Quem tem medo do dentista?
O ambiente de consultório, os cheiros, o som dos instrumentos, a cadeira e a simples indumentária do dentista despoletam em muitos pacientes um receio quase que irracional. Designado de odontofobia, este medo caracteriza-se por um transtorno de ansiedade do género sangue-injecção-ferimentos.
“Há adultos que chegam ao consultório com experiências menos agradáveis, mas temos que demonstrar que se doeu uma vez, desta feita isso não acontecerá”, explica Eunice Carrilho, médica dentista e docente universitária. “Palavras como dor não devem empregar-se no diálogo com estes pacientes”, aconselha.
Hollywood e o “terror da cadeira de dentista”
Este instinto primário, como é o pavor, foi apropriado por Hollywood, fazendo da imagem do dentista um labirinto propício ao cinema de terror. Iconográfico e excessivo, o filme O Dentista, de 1996, inspira-se na história real do dentista e ‘serial killer’ norte-americano Glennon Engleman. Realizado por Brian Yuzna, o filme conta ainda com uma sequela, O Dentista 2.
O enredo reproduz uma variante do cientista louco em forma de dentista. O Dr. Alain Feinstone, ao descobrir as infidelidades da sua mulher, parte rumo a uma espiral de violência, fazendo das bocas dos seus pacientes e das cadeiras dentárias locais de flagelação.
“Pequena Loja dos Horrores”, com Steve Martin
“O Dentista, em especial o primeiro, assume-se, de facto, como o grande filme que usa a figura do dentista, apresentando a sua profissão como um exercício de terror”, afirma António Reis, programador do Festival Internacional de Cinema do Porto (Fantasporto).
Exemplo do cinema ‘gore’, onde o sangue desmedido e exploração do explícito imperam, O Dentista 1 e 2 “constituem um bom exemplo deste género, já que constroem uma personagem com densidade psicológica e efeitos visuais vistosos”, comenta António Reis. Prova disso mesmo foi a nomeação, em 1997, para Melhor Filme do Fanstasporto.
Défice de dentistas
Contudo, a figura do dentista no cinema de terror não é uma presença habitual.
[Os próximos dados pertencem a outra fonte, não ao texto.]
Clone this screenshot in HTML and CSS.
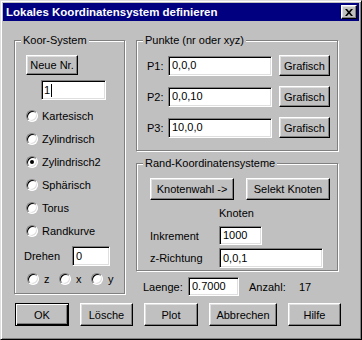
FILE: index.html
```html
<!DOCTYPE html>
<html lang="de">
<head>
  <meta charset="UTF-8">
  <title>Lokales Koordinatensystem definieren</title>
  <link rel="stylesheet" href="styles.css">
</head>
<body>
  <div class="window">
    <div class="titlebar">
      <span class="title">Lokales Koordinatensystem definieren</span>
      <span class="close">
        <svg width="8" height="7" viewBox="0 0 8 7"><path d="M0 0H2L4 2.3L6 0H8L5.1 3.5L8 7H6L4 4.7L2 7H0L2.9 3.5Z" fill="#000"/></svg>
      </span>
    </div>

    <div class="content">
      <div class="main">
        <!-- linke Gruppe -->
        <div class="group koor">
          <div class="group-title">Koor-System</div>
          <button class="btn btn-neue">Neue Nr.</button>
          <div class="field field-nr">1<span class="caret"></span></div>
          <div class="radio-list">
            <div class="radio-row"><span class="radio"></span>Kartesisch</div>
            <div class="radio-row"><span class="radio"></span>Zylindrisch</div>
            <div class="radio-row"><span class="radio checked"></span>Zylindrisch2</div>
            <div class="radio-row"><span class="radio"></span>Sphärisch</div>
            <div class="radio-row"><span class="radio"></span>Torus</div>
            <div class="radio-row"><span class="radio"></span>Randkurve</div>
          </div>
          <div class="drehen-row">
            <span class="drehen-label">Drehen</span>
            <div class="field field-drehen">0</div>
          </div>
          <div class="axis-row">
            <div class="axis-item"><span class="radio"></span>z</div>
            <div class="axis-item"><span class="radio"></span>x</div>
            <div class="axis-item"><span class="radio"></span>y</div>
          </div>
        </div>

        <div class="right-col">
          <div class="group punkte">
            <div class="group-title">Punkte (nr oder xyz)</div>
            <div class="p-row">
              <span class="p-label">P1:</span>
              <div class="field field-p">0,0,0</div>
              <button class="btn btn-grafisch">Grafisch</button>
            </div>
            <div class="p-row">
              <span class="p-label">P2:</span>
              <div class="field field-p">0,0,10</div>
              <button class="btn btn-grafisch">Grafisch</button>
            </div>
            <div class="p-row">
              <span class="p-label">P3:</span>
              <div class="field field-p">10,0,0</div>
              <button class="btn btn-grafisch">Grafisch</button>
            </div>
          </div>

          <div class="group rand">
            <div class="group-title">Rand-Koordinatensysteme</div>
            <div class="rand-buttons">
              <button class="btn btn-knoten">Knotenwahl -&gt;</button>
              <button class="btn btn-knoten">Selekt Knoten</button>
            </div>
            <div class="knoten-head">Knoten</div>
            <div class="rand-row">
              <span class="rand-label">Inkrement</span>
              <div class="field field-ink">1000</div>
            </div>
            <div class="rand-row rand-row-z">
              <span class="rand-label">z-Richtung</span>
              <div class="field field-z">0,0,1</div>
            </div>
          </div>

          <div class="laenge-row">
            <span class="laenge-label">Laenge:</span>
            <div class="field field-laenge">0.7000</div>
            <span class="anzahl-label">Anzahl:</span>
            <span>17</span>
          </div>
        </div>
      </div>

      <div class="buttons">
        <button class="btn btn-default btn-ok">OK</button>
        <button class="btn btn-loesche">Lösche</button>
        <button class="btn btn-plot">Plot</button>
        <button class="btn btn-abbr">Abbrechen</button>
        <button class="btn btn-hilfe">Hilfe</button>
      </div>
    </div>
  </div>
</body>
</html>
```

FILE: styles.css
```css
body {
  margin: 0;
  background: #c0c0c0;
  font-family: "Liberation Sans", Arial, sans-serif;
  font-size: 11px;
  color: #000;
}

.window {
  width: 362px;
  height: 340px;
  box-sizing: border-box;
  background: #c0c0c0;
  border: 1px solid;
  border-color: #dfdfdf #000 #000 #dfdfdf;
  box-shadow: inset 1px 1px 0 #fff, inset -1px -1px 0 #808080;
  padding: 2px;
}

.titlebar {
  height: 18px;
  background: #000080;
  color: #fff;
  display: flex;
  align-items: center;
  justify-content: space-between;
  padding: 0 2px 0 3px;
}
.title {
  font-weight: bold;
  font-size: 11.5px;
}
.close {
  width: 16px;
  height: 14px;
  box-sizing: border-box;
  background: #c0c0c0;
  border: 1px solid;
  border-color: #fff #000 #000 #fff;
  box-shadow: inset -1px -1px 0 #808080, inset 1px 1px 0 #dfdfdf;
  display: flex;
  align-items: center;
  justify-content: center;
}

.content {
  padding: 19px 0 0 11px;
}
.main {
  display: flex;
  align-items: flex-start;
  gap: 11px;
}

/* Gruppenrahmen (geaetzt) */
.group {
  position: relative;
  box-sizing: border-box;
  border: 1px solid #808080;
  box-shadow: 1px 1px 0 #fff, inset 1px 1px 0 #fff;
}
.group-title {
  position: absolute;
  top: -7px;
  left: 6px;
  background: #c0c0c0;
  padding: 0 2px;
  line-height: 13px;
  white-space: nowrap;
}

.btn {
  font-family: inherit;
  font-size: 11px;
  color: #000;
  background: #c0c0c0;
  border: 1px solid;
  border-color: #fff #000 #000 #fff;
  box-shadow: inset -1px -1px 0 #808080, inset 1px 1px 0 #dfdfdf;
  padding: 0;
  box-sizing: border-box;
  display: flex;
  align-items: center;
  justify-content: center;
  white-space: nowrap;
}
.btn-default {
  border-color: #000;
  box-shadow: inset 1px 1px 0 #fff, inset -1px -1px 0 #000, inset -2px -2px 0 #808080;
}

.field {
  box-sizing: border-box;
  background: #fff;
  border: 1px solid;
  border-color: #808080 #fff #fff #808080;
  box-shadow: inset 1px 1px 0 #000, inset -1px -1px 0 #dfdfdf;
  padding-left: 3px;
  display: flex;
  align-items: center;
  line-height: 13px;
}
.caret {
  width: 1px;
  height: 13px;
  background: #000;
  margin-left: 1px;
}

.radio {
  width: 12px;
  height: 12px;
  box-sizing: border-box;
  border-radius: 50%;
  background: #fff;
  border: 1px solid;
  border-color: #808080 #fff #fff #808080;
  box-shadow: inset 1px 1px 0 #000, inset -1px -1px 0 #dfdfdf;
  display: flex;
  align-items: center;
  justify-content: center;
  flex: none;
}
.radio.checked::after {
  content: "";
  width: 4px;
  height: 4px;
  border-radius: 50%;
  background: #000;
}

/* Koor-System */
.koor {
  width: 111px;
  height: 254px;
  display: flex;
  flex-direction: column;
}
.btn-neue {
  width: 52px;
  height: 20px;
  margin: 14px 0 0 11px;
}
.field-nr {
  width: 65px;
  height: 20px;
  margin: 5px 0 0 26px;
  padding-left: 2px;
}
.radio-list {
  margin-top: 4px;
}
.radio-row {
  height: 23px;
  display: flex;
  align-items: center;
  gap: 4px;
  padding-left: 11px;
}
.drehen-row {
  display: flex;
  align-items: center;
  margin-top: 4px;
  padding-left: 9px;
}
.drehen-label {
  width: 48px;
}
.field-drehen {
  width: 38px;
  height: 20px;
}
.axis-row {
  display: flex;
  align-items: center;
  height: 20px;
  margin-top: 3px;
  padding-left: 12px;
}
.axis-item {
  width: 32px;
  display: flex;
  align-items: center;
  gap: 5px;
}

/* rechte Spalte */
.right-col {
  width: 202px;
  display: flex;
  flex-direction: column;
}
.punkte {
  height: 111px;
  padding: 14px 0 0 10px;
  display: flex;
  flex-direction: column;
  gap: 10px;
}
.p-row {
  display: flex;
  align-items: center;
  height: 21px;
}
.p-label {
  width: 21px;
}
.field-p {
  width: 104px;
  height: 20px;
}
.btn-grafisch {
  width: 51px;
  height: 21px;
  margin-left: 7px;
}

.rand {
  height: 108px;
  margin-top: 12px;
  padding: 14px 0 0 13px;
}
.rand-buttons {
  display: flex;
  gap: 12px;
}
.btn-knoten {
  width: 84px;
  height: 22px;
}
.knoten-head {
  margin: 7px 0 0 69px;
  line-height: 13px;
}
.rand-row {
  display: flex;
  align-items: center;
  margin-top: 6px;
}
.rand-row-z {
  margin-top: 3px;
}
.rand-label {
  width: 69px;
}
.field-ink {
  width: 43px;
  height: 19px;
}
.field-z {
  width: 104px;
  height: 20px;
}

.laenge-row {
  display: flex;
  align-items: center;
  margin-top: 6px;
  padding-left: 7px;
}
.laenge-label {
  width: 45px;
}
.field-laenge {
  width: 51px;
  height: 19px;
}
.anzahl-label {
  width: 50px;
  margin-left: 10px;
}

/* untere Knopfleiste */
.buttons {
  display: flex;
  gap: 11px;
  margin-top: 7px;
  padding-left: 1px;
}
.buttons .btn {
  height: 23px;
}
.btn-ok { width: 54px; }
.btn-loesche { width: 53px; }
.btn-plot { width: 54px; }
.btn-abbr { width: 68px; }
.btn-hilfe { width: 53px; }
```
Até hoje, apenas pequenas cenas ficaram para a história do género.
Maratona da Morte, de 1976, revê-se como o exemplo mais emblemático. A questão “É seguro?” ganha aqui contornos sádicos, quando o médico dentista das SS e responsável pelo campo de concentração de Auschwitz tortura, a sangue frio, um estudante universitário interpretado por Dustin Hoffman.
Pequena Loja dos Horrores contempla também a figura do dentista sádico, mas o seu registo musical faz da história uma paródia ao insólito.
O défice de dentistas neste tipo de filmes explica-se pela dificuldade de transpor para a tela o seu ambiente natural.
“Tecnicamente torna-se muito complicado porque o terror centra-se na cavidade oral, muito pequena para as câmaras de filmar”, avança António Reis. Por outro lado, em termos de público, “é difícil manter a atenção centrada num único objecto de terror”, acrescenta.